How are settlement agreements enforced?

A mediated settlement agreement is a legally binding agreement and is enforceable under the normal rules of contract law. Although there is no requirement at common law that the settlement agreement be written, this is advisable to aid enforcement. Conventionally a deed of settlement will be used. Some jurisdictions require the formalisation of certain types of mediated settlement agreements. For example, in Victoria, mediated settlement agreements in civil matters must be formalised (Legal Profession Act 2004 (Vic), section 4.3.12(1)). Courts may also embody settlement agreements in consent orders. This option can provide as an effective enforcement tool, since a failure to comply with such an order may result in contempt of court.

Is there a system of accreditation and/or regulatory body for mediators?
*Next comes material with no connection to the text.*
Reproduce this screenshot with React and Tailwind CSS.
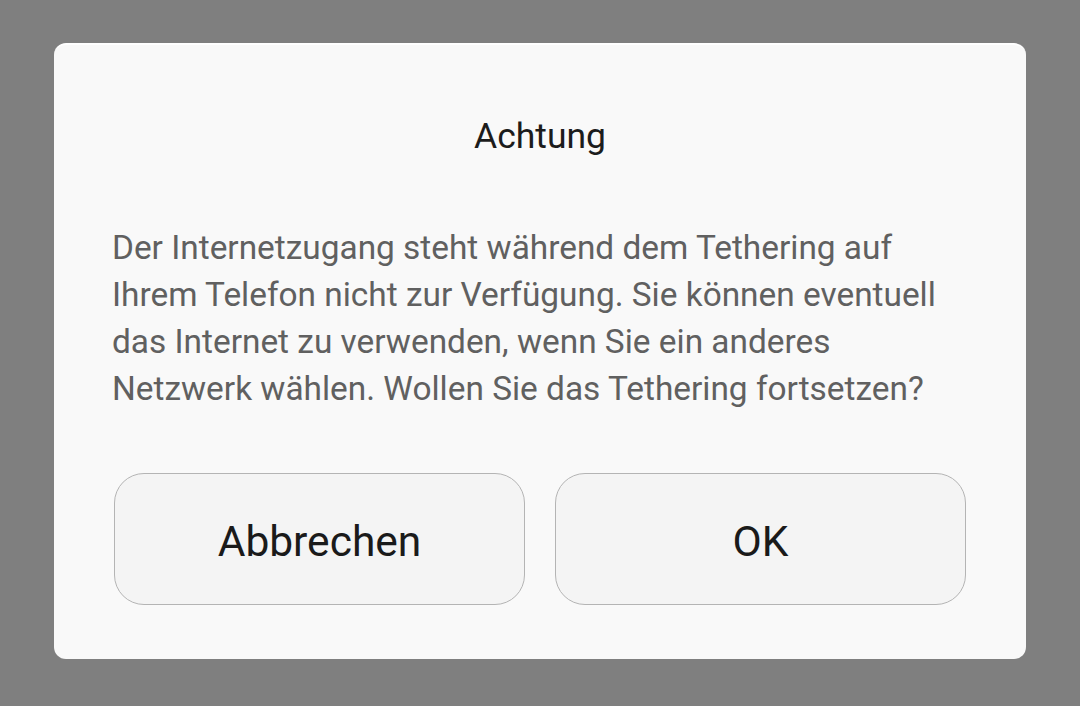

Mediators may voluntarily apply for accreditation through the non-compulsory National Mediator Accreditation System (“NMAS”), which is the principal source of mediator standards in Australia. The NMAS imposes approval and continuing accreditation requirements, including that the mediator pass a “good character” test, have a relationship with a recognised mediator-accredited body and provide evidence of his or her competence. Courts usually elect to use NMAS mediators. State-based law societies and bar associations also maintain lists of accredited or qualified mediators. The Resolution Institute also offers an alternative accreditation system to NMAS, and the Federal Court offers a separate accreditation scheme that incorporates the NMAS.